Panzerholz is interesting. If I ever returned to a Garrard (unlikely) I’d be very tempted to use a Panzerholz top-plate in a Lorricraft-style squash-ball decoupled plinth. I suspect that would work really well.

I’d be very interested to see a pic of where you ended up with Lenco plinth design.
 
I use my TD-124 in a very lightweight Ortofon-style conical plinth that can better be described as ‘a stand’. The 124 just sits in it atop it’s rubber suspension grommets.

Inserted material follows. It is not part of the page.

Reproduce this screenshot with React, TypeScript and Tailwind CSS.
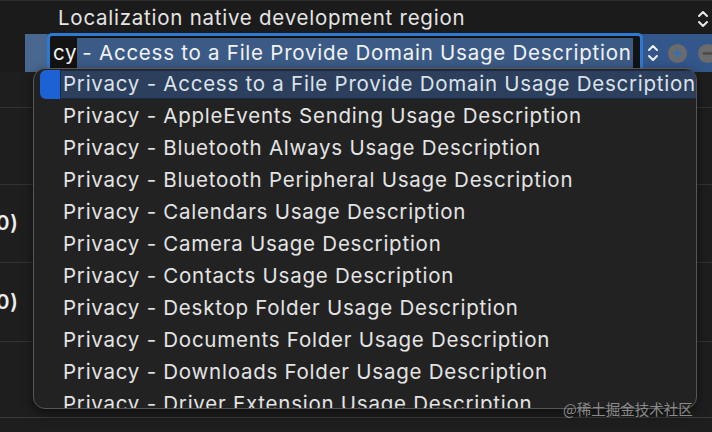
const items = [
  "Privacy - AppleEvents Sending Usage Description",
  "Privacy - Bluetooth Always Usage Description",
  "Privacy - Bluetooth Peripheral Usage Description",
  "Privacy - Calendars Usage Description",
  "Privacy - Camera Usage Description",
  "Privacy - Contacts Usage Description",
  "Privacy - Desktop Folder Usage Description",
  "Privacy - Documents Folder Usage Description",
  "Privacy - Downloads Folder Usage Description",
  "Privacy - Driver Extension Usage Description",
];

function UpDown({ className }: { className?: string }) {
  return (
    <svg viewBox="0 0 12 22" className={className} fill="none" stroke="currentColor" strokeWidth="2" strokeLinecap="round" strokeLinejoin="round">
      <path d="M2 8l4-4 4 4" />
      <path d="M2 14l4 4 4-4" />
    </svg>
  );
}

function CircleButton({ minus }: { minus?: boolean }) {
  return (
    <div className="flex h-[19px] w-[19px] shrink-0 items-center justify-center rounded-full bg-[#6b6b6b]">
      <svg viewBox="0 0 12 12" className="h-[11px] w-[11px]" stroke={minus ? "#4a4a4a" : "#3c6ea8"} strokeWidth="2.6" strokeLinecap="round">
        <path d="M2 6h8" />
        {!minus && <path d="M6 2v8" />}
      </svg>
    </div>
  );
}

export default function App() {
  return (
    <div className="relative h-[432px] w-[712px] overflow-hidden bg-[#1e1e1e] font-['Inter',sans-serif] text-[20.5px] tracking-[0.75px] text-[#e4e4e4]">
      {/* table rows behind the popup */}
      <div className="flex flex-col">
        <div className="flex h-[34px] items-center justify-between border-t border-[#2c2c2c] bg-[#1b1b1b] pl-[58px] pr-[3px] pt-[2px]">
          <span>Localization native development region</span>
          <UpDown className="h-[22px] w-[12px] text-[#e8e8e8]" />
        </div>

        <div className="flex h-[38px] items-center bg-[#1b1b1b] pl-[25px]">
          <div className="flex h-[38px] flex-1 items-center bg-[#33578a]">
            <div className="flex h-[38px] w-[22px] bg-[#48688f]" />
            <div className="flex h-[40px] w-[596px] items-center overflow-hidden rounded-[5px] border-[3px] border-[#2e7ad2] bg-[#131313] pl-[3px]">
              <span className="whitespace-nowrap text-[#f2f2f2]">cy</span>
              <span className="whitespace-nowrap bg-[#3b5b86] pl-[5px] pr-[1px] text-[#f2f2f2]">- Access to a File Provide Domain Usage Description</span>
            </div>
            <UpDown className="ml-[4px] h-[22px] w-[12px] text-[#f0f0f0]" />
            <div className="ml-[9px] flex gap-[11px]">
              <CircleButton />
              <CircleButton minus />
            </div>
          </div>
        </div>

        <div className="h-[36px] border-b border-[#333]" />
        <div className="h-[77px] border-b border-[#333]" />
        <div className="flex h-[78px] items-center border-b border-[#333]">
          <span className="-ml-[4px] font-semibold text-[#ececec]">0)</span>
        </div>
        <div className="flex h-[79px] items-center border-b border-[#333]">
          <span className="-ml-[4px] font-semibold text-[#ececec]">0)</span>
        </div>
        <div className="h-[76px] border-b border-[#3a3a3a]" />
        <div className="flex-1 bg-[#1a1a1a]" />
      </div>

      {/* popup list */}
      <div className="absolute left-[33px] top-[68px] h-[341px] w-[664px] overflow-hidden rounded-[12px] border border-[#575757] bg-[#222222] shadow-[0_4px_12px_rgba(0,0,0,0.5)]">
        <div className="mx-[6px] mt-[1px] flex h-[29px] items-center rounded-[6px] bg-[#1c62d4]">
          <div className="ml-[20px] flex h-[29px] flex-1 items-center whitespace-nowrap border border-[#1b2a40] bg-[#2c3f5c] pl-[2px] text-[#dce2ea]">
            Privacy - Access to a File Provide Domain Usage Description
          </div>
        </div>
        <div className="flex flex-col pl-[29px] pt-[1px]">
          {items.map((t) => (
            <div key={t} className="flex h-[32px] items-center whitespace-nowrap">
              {t}
            </div>
          ))}
        </div>
      </div>

      <div className="absolute left-[563px] top-[398px] whitespace-nowrap font-['Noto_Sans_CJK_SC',sans-serif] text-[14.5px] tracking-normal text-[#8a8a8a]">
        @稀土掘金技术社区
      </div>
    </div>
  );
}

This is exactly what I've done with my Lenco in its ply plinth. It just sits in the plinth on rubber grommets, it's not bolted down. The plinth is there to reduce idler and motor noise to beneath audibility (something it achieves easily, anyone who complains about idler noise or motor noise has a fixable problem), but bolting it into place just doesn't sound right to me.


lencoclose.jpeg


lenco7.jpeg
 
Very interesting posts, seems like lenco is the future, never quite sure as the Lenco bug seems a more recent trend than the garrard hobbyists, I assume in part due to rising cost of thorens and Garrard.
Did dual do idlers?
This project will have to fit round funds and health so long term, I will look out for a unmolested one and go from there, I assume the 75 is the one to go for?
 
Did dual do idlers?

Yes, they have a following in some circles, though seem to be viewed a level or two down. More competition for a stock L75 or Garrard SP25 than a 301 or 124. I think the 1229 is about the best of them. They are complex too as they are fully automatic (i.e. arm return etc).

I assume the 75 is the one to go for?

The heavy platter Lencos (L70, 75, 78, 88, 99) are all the same under the skin, the latter two the most desirable (and valuable) as they are a chassis design like a 301/401 so easier to deal with in a separate arm context. Avoid the light platter designs such as the B52, L69, L72.